Copy out each line below that has the word "styled" in it.

* * * *

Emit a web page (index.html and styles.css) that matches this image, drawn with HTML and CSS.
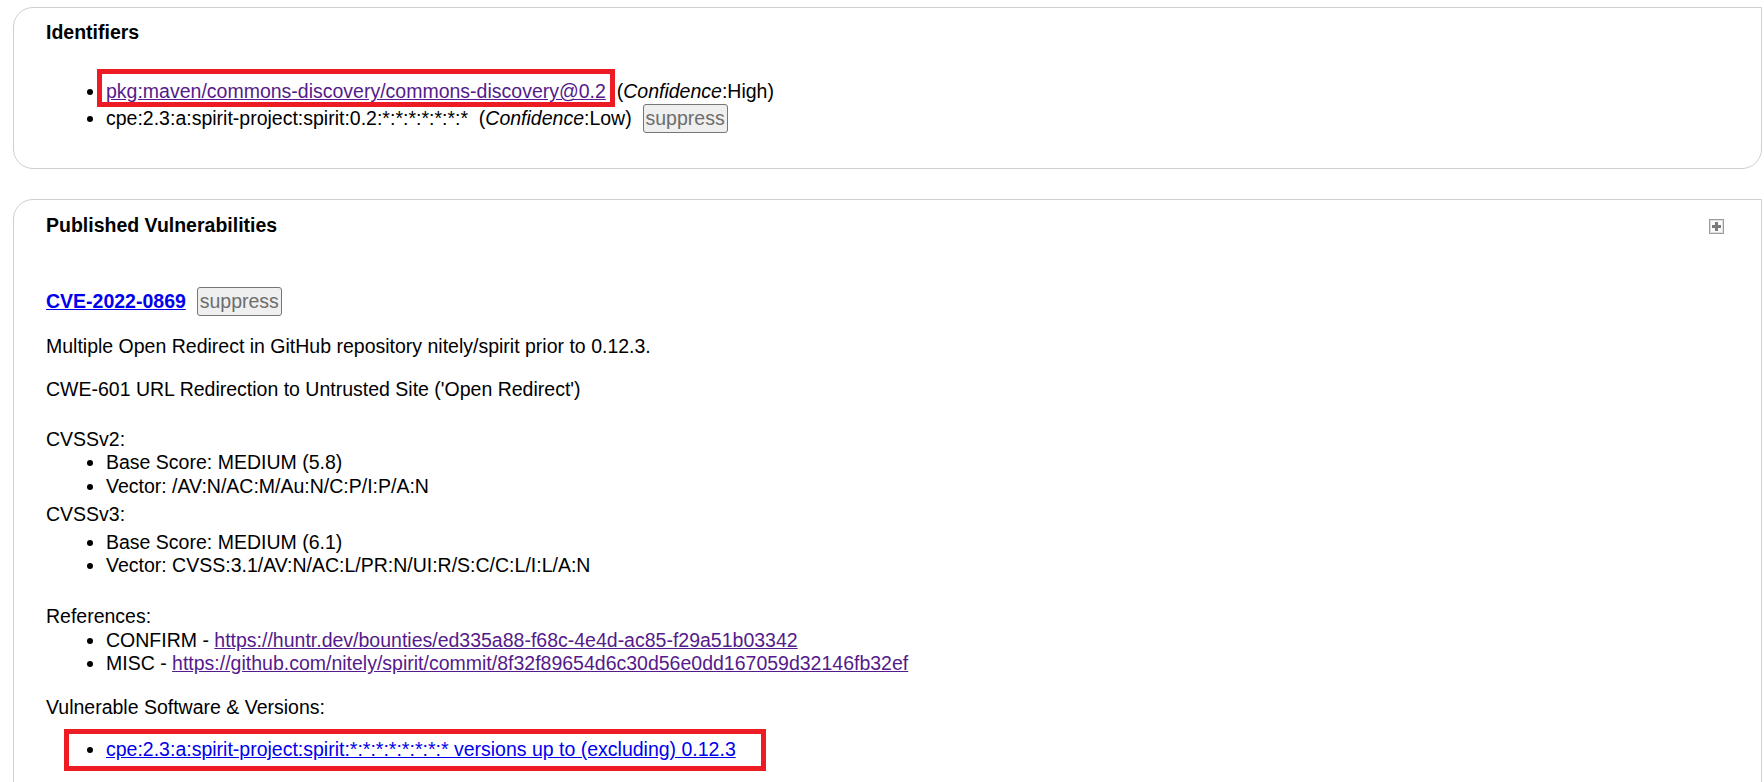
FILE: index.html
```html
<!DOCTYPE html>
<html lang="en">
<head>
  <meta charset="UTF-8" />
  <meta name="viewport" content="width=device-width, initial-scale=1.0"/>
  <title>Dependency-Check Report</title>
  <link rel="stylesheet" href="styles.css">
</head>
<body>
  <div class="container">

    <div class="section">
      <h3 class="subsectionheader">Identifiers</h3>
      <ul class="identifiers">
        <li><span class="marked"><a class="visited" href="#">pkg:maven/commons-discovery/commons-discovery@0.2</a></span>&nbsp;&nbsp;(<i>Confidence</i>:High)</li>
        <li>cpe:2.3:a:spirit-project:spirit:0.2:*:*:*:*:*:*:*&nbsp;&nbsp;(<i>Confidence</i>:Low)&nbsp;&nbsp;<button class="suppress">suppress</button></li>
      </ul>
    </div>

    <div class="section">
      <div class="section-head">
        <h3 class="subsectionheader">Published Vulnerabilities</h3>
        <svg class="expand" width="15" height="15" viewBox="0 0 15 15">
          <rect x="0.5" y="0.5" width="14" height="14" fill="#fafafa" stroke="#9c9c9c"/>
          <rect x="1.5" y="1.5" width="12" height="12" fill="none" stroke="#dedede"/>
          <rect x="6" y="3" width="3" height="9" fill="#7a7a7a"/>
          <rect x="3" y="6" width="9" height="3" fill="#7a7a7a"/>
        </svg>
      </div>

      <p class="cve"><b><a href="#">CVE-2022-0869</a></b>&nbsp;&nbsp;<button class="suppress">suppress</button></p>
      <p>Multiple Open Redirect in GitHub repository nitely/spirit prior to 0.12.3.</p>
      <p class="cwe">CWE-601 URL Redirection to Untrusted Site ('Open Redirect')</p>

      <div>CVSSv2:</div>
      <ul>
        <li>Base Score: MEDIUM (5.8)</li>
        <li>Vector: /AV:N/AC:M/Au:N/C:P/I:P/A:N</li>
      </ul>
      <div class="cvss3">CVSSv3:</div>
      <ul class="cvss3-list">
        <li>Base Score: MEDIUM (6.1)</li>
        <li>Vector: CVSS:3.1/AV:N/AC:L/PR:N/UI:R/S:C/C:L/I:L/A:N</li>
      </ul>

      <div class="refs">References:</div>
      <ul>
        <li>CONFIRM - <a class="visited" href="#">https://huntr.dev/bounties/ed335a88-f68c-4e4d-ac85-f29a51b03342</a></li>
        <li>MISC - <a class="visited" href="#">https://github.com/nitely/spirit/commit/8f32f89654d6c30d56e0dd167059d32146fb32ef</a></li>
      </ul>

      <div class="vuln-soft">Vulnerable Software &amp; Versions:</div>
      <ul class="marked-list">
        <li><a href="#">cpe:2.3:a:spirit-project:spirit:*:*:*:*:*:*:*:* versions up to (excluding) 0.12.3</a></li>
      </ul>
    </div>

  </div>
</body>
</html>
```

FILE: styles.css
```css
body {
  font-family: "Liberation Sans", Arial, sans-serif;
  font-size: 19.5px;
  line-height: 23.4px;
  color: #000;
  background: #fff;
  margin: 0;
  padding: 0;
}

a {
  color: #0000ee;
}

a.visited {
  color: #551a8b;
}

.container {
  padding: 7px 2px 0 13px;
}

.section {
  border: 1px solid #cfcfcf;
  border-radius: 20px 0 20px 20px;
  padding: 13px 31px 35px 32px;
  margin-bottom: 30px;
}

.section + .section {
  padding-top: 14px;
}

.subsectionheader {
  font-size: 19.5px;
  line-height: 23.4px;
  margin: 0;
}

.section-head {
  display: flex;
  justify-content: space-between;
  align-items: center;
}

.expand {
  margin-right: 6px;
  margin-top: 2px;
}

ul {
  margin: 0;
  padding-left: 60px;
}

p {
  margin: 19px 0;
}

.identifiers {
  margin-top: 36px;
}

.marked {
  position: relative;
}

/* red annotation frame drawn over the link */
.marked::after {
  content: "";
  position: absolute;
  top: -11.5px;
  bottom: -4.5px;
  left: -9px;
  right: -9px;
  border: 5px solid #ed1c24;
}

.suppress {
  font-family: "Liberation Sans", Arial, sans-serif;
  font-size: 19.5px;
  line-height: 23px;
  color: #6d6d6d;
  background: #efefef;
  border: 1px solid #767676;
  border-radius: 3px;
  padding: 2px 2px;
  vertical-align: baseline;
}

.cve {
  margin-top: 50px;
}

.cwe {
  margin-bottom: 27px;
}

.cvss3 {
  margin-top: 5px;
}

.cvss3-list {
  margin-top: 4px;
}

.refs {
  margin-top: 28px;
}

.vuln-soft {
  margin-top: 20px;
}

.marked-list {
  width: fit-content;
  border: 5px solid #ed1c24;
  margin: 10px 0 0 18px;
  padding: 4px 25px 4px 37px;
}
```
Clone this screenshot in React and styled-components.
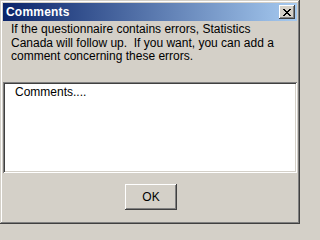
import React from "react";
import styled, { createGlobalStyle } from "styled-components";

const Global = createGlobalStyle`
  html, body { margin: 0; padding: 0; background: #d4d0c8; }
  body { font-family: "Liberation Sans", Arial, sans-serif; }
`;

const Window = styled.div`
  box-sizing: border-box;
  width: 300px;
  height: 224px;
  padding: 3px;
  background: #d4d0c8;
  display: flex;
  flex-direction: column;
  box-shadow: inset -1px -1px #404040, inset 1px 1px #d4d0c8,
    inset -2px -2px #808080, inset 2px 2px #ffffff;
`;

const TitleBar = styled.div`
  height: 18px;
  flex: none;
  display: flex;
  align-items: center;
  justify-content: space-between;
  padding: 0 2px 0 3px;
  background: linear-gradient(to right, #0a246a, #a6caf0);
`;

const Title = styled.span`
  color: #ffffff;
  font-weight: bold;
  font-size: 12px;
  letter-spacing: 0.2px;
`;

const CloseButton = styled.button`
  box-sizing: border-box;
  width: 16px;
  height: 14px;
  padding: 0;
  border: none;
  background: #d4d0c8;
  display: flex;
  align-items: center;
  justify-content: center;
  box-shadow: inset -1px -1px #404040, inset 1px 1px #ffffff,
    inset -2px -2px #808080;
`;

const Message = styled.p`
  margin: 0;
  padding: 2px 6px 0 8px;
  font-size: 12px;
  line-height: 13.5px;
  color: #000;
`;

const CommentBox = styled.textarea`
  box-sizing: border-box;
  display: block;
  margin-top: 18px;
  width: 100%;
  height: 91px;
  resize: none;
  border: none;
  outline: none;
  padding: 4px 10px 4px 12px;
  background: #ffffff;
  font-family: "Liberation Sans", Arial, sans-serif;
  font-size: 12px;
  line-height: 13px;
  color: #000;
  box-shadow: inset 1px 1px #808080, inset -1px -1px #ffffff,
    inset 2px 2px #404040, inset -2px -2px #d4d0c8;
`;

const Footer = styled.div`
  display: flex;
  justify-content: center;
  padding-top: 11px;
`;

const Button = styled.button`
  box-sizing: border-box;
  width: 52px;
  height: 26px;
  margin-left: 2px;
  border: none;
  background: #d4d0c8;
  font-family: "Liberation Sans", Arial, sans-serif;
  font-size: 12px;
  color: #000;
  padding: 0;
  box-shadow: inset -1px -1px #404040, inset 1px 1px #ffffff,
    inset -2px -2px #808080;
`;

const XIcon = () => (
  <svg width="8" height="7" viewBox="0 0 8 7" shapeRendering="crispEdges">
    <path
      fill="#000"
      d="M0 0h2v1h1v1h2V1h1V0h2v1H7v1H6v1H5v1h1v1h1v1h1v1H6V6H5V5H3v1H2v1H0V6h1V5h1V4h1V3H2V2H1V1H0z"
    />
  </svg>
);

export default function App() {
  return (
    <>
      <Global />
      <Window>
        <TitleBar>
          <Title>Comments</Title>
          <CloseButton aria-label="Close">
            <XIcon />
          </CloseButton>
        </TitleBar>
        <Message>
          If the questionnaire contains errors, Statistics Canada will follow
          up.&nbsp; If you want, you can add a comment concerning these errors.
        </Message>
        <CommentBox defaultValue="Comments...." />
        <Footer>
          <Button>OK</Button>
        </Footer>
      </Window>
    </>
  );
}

* * * *

» Task solution
Clone this screenshot in React and styled-components.
import styled, { createGlobalStyle } from "styled-components";
const Window = styled.div`
const TitleBar = styled.div`
const Title = styled.span`
const CloseButton = styled.button`
const Message = styled.p`
const CommentBox = styled.textarea`
const Footer = styled.div`
const Button = styled.button`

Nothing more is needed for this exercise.